MOISÉS NAÍM –
La intervención de los éxodos en la política de sus países de origen exacerban la polarización y agudizan los conflictos. Hay diásporas tóxicas. Pero también las hay salvadoras.
La sangrienta guerra civil en Sri Lanka entre los Tigres de Liberación de la Tierra Tamil (LTTE) y el Gobierno de ese país duró más de un cuarto de siglo (1983-2009). Parte importante del dinero que financió al LTTE provino de tamiles radicados en Canadá, Reino Unido y otros países. El apoyo financiero de la diáspora tamil prolongó este conflicto armado. Lo mismo sucedió en Irlanda del Norte. Grupos de irlandeses afincados en Estados Unidos financiaron al Ejército Republicano Irlandés (IRA), el brazo armado de la lucha secesionista que durante cuatro décadas azotó Irlanda y Reino Unido.
La lista de guerras civiles que se agudizan y alargan gracias al apoyo financiero que la diáspora de ese país le da a una de las partes en el conflicto es larga, dolorosa y mundial. De los Balcanes al cuerno de África y de Centroamérica al sureste asiático, los conflictos se han prolongado por la intervención de lo que en Etiopía llaman “la diáspora tóxica”. Obviamente, los sanguinarios regímenes que enfrentan las diásporas son con frecuencia aún más tóxicos.
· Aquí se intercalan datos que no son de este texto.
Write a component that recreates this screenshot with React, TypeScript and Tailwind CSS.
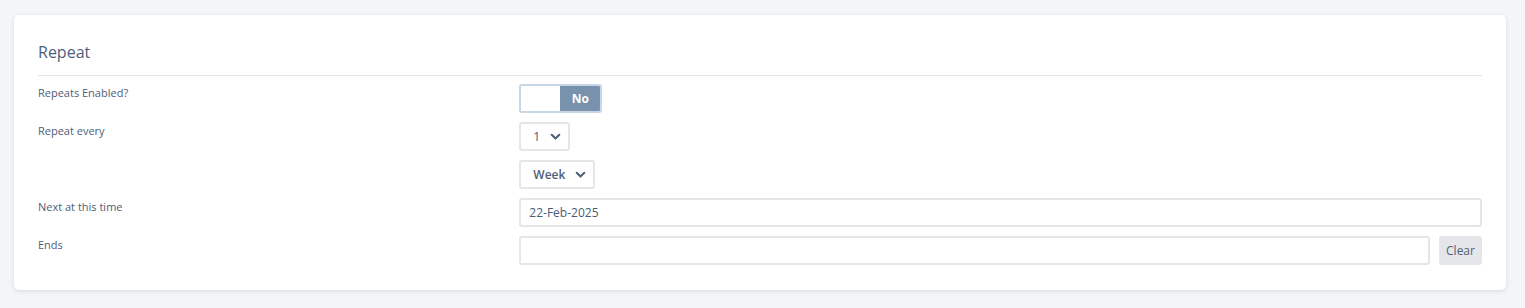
import React from "react";

const Chevron = () => (
  <svg width="11" height="11" viewBox="0 0 16 16" className="shrink-0">
    <path d="M2.5 5.5l5.5 5.5 5.5-5.5" fill="none" stroke="#4f6079" strokeWidth="3" strokeLinecap="round" strokeLinejoin="round" />
  </svg>
);

export default function App() {
  const font = { fontFamily: '"Open Sans", "Noto Sans", sans-serif' };
  return (
    <div className="min-h-[308px] w-full bg-[#f4f5f7] pt-[15px] pl-[14px] pr-[19px]" style={font}>
      <div className="rounded-[5px] bg-white shadow-[0_1px_4px_rgba(0,0,0,0.12)] px-[24px] pt-[25px] pb-[25px]">
        <div className="text-[16px] leading-[24px] text-[#4d5e7c] pb-[11px] border-b border-[#e3e5e8]">Repeat</div>
        <div className="flex flex-col gap-[9px] pt-[8px]">
          <div className="flex">
            <div className="w-1/3 text-[11px] leading-[17px] text-[#4f5d76]">Repeats Enabled?</div>
            <div className="flex-1">
              <div className="flex h-[29px] w-[83px] rounded-[3px] border-2 border-[#c8d6e6] overflow-hidden">
                <div className="flex-1 bg-white" />
                <div className="w-[40px] bg-[#7891ad] text-white text-[12px] font-bold flex items-center justify-center">No</div>
              </div>
            </div>
          </div>
          <div className="flex">
            <div className="w-1/3 text-[11px] leading-[17px] text-[#4f5d76]">Repeat every</div>
            <div className="flex-1">
              <div className="flex items-center justify-between h-[29px] w-[51px] rounded-[3px] border-2 border-[#e4e6ea] pl-[12px] pr-[7px] text-[12px] text-[#4f6079]">
                <span>1</span>
                <Chevron />
              </div>
            </div>
          </div>
          <div className="flex">
            <div className="w-1/3" />
            <div className="flex-1">
              <div className="flex items-center justify-between h-[29px] w-[76px] rounded-[3px] border-2 border-[#e4e6ea] pl-[12px] pr-[7px] text-[12px] font-semibold text-[#4f6079]">
                <span>Week</span>
                <Chevron />
              </div>
            </div>
          </div>
          <div className="flex">
            <div className="w-1/3 text-[11px] leading-[17px] text-[#4f5d76]">Next at this time</div>
            <div className="flex-1">
              <div className="flex items-center h-[29px] w-full rounded-[3px] border-2 border-[#e4e6ea] px-[8px] text-[12px] text-[#4a5b76]">
                22-Feb-2025
              </div>
            </div>
          </div>
          <div className="flex">
            <div className="w-1/3 text-[11px] leading-[17px] text-[#4f5d76]">Ends</div>
            <div className="flex-1 flex gap-[9px]">
              <div className="h-[29px] flex-1 rounded-[3px] border-2 border-[#e4e6ea]" />
              <div className="h-[29px] w-[43px] rounded-[3px] bg-[#e4e6ea] text-[12px] text-[#4f6079] flex items-center justify-center">Clear</div>
            </div>
          </div>
        </div>
      </div>
    </div>
  );
}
Diáspora, que en griego significa “dispersión”, fue la palabra originalmente usada para referirse al exilio de los judíos fuera de Israel. Con el tiempo, se fue aplicando también a otros grupos que salieron de sus países, esparciéndose por el mundo. Actualmente se usa, de manera algo confusa, para referirse tanto a esos lugares de destino como a un grupo humano.
La vida en el exilio fomenta las relaciones entre compatriotas en la misma situación, con quienes se comparten nostalgias por la tierra ancestral, características étnicas, afinidades culturales y, por supuesto, el idioma. Con frecuencia, esto genera sentimientos de empatía y solidaridad, lo cual, a su vez, les da a estos grupos una cohesión que les permite actuar colectivamente. Algunos se organizan para apoyar iniciativas sociales en su país de origen y otros se involucran en su política. Esto último se intensifica cuando hay revoluciones, guerras civiles o conflictos políticos que dividen profundamente a la sociedad.
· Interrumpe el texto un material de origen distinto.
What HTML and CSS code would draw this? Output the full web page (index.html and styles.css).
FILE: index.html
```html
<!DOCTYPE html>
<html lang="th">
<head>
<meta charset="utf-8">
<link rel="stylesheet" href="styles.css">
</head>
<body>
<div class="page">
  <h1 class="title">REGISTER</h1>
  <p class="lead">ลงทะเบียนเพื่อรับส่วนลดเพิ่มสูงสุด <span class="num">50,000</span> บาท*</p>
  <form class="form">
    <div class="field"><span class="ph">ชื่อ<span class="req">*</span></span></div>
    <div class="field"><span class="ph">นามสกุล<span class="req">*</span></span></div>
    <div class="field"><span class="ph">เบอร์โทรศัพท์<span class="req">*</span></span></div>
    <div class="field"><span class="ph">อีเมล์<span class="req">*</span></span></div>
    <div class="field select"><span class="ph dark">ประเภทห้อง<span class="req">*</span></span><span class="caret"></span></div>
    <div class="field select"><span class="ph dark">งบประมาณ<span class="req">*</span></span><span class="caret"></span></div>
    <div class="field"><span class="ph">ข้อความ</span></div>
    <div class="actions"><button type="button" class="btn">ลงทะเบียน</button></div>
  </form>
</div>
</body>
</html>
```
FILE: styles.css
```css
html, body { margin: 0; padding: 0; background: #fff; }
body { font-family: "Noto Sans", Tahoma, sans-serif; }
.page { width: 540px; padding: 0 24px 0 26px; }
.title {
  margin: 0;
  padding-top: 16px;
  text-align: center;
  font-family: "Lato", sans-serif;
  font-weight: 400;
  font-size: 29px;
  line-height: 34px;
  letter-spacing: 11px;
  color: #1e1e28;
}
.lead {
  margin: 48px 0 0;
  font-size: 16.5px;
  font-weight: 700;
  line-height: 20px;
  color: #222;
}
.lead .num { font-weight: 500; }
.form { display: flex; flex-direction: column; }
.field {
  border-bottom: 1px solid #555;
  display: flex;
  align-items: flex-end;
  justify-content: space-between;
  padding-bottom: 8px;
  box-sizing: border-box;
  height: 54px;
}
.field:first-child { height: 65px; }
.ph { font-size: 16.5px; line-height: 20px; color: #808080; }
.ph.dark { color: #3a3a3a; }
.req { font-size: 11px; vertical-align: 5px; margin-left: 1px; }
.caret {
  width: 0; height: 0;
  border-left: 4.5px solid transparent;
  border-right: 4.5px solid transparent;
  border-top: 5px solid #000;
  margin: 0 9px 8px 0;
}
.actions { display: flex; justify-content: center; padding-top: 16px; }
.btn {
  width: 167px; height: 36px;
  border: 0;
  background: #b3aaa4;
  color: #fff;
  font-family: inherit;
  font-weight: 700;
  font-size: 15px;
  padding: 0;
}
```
Así, muchas veces, la única oposición real que confrontan las dictaduras es la diáspora, que dispone de dinero y contactos internacionales. A veces tiene éxito y logra derrocar a regímenes autocráticos.
Este fue el caso del ayatolá Jomeini, quien desde París impulsó un movimiento que en 1979 derrocó al sha de Irán.
La posibilidad de hacer política a distancia y “sin ensuciarse las manos” también hace que las diásporas se puedan permitir lujos que no tienen quienes enfrentan a un Gobierno autocrático en el terreno. Es más fácil tronar contra un régimen represivo a miles de kilómetros de distancia que en las calles del país o en la cárcel por haberlo hecho. Ahora, YouTube, Twitter o Facebook facilitan la política a control remoto.
Los estudios sobre las intervenciones de diásporas en la política de sus países de origen han encontrado que exacerban la polarización y aumentan la intransigencia de las partes, todo lo cual agudiza y prolonga los conflictos. Claro está, la intransigencia no es monopolio de las diásporas y, es más bien, la característica básica de los tiranos.
Las diásporas no solo intervienen en la política de su país de origen sino que, en algunos casos, también logran influir en la política exterior del país donde residen. En Estados Unidos, los exiliados cubanos y el lobby pro Israel son buenos ejemplos. Ambos han tenido enorme éxito influyendo en las decisiones de Washington que atañen a Cuba e Israel. El fallido embargo económico que desde hace seis décadas mantiene el Gobierno estadounidense sobre Cuba, por ejemplo, no habría durado tanto sin el eficaz y radical activismo de los exiliados cubanos. Irónicamente, también son los exiliados cuyos envíos de dinero a sus familiares en la isla sirven de sustento a la economía del país.
Como la cubana, otras diásporas son una invaluable fuente de alivio a la pobreza. Actualmente, más de 250 millones de personas viven en un país distinto al cual nacieron y una enorme proporción manda dinero regularmente a sus familias y allegados. El año pasado enviaron 440.000 millones de dólares, tres veces más que el monto que los Gobiernos de los países ricos dedican a ayudar a las naciones más pobres.
Para un gran número de países, las remesas son una de las principales fuentes de divisas (en 25 de ellos representan más del 10% del tamaño de su economía). Y para millones de familias —de India a Colombia y de China a México— las remesas que les llegan del exterior son su principal —cuando no única— fuente de ingresos.
Hay diásporas tóxicas. Pero también las hay salvadoras.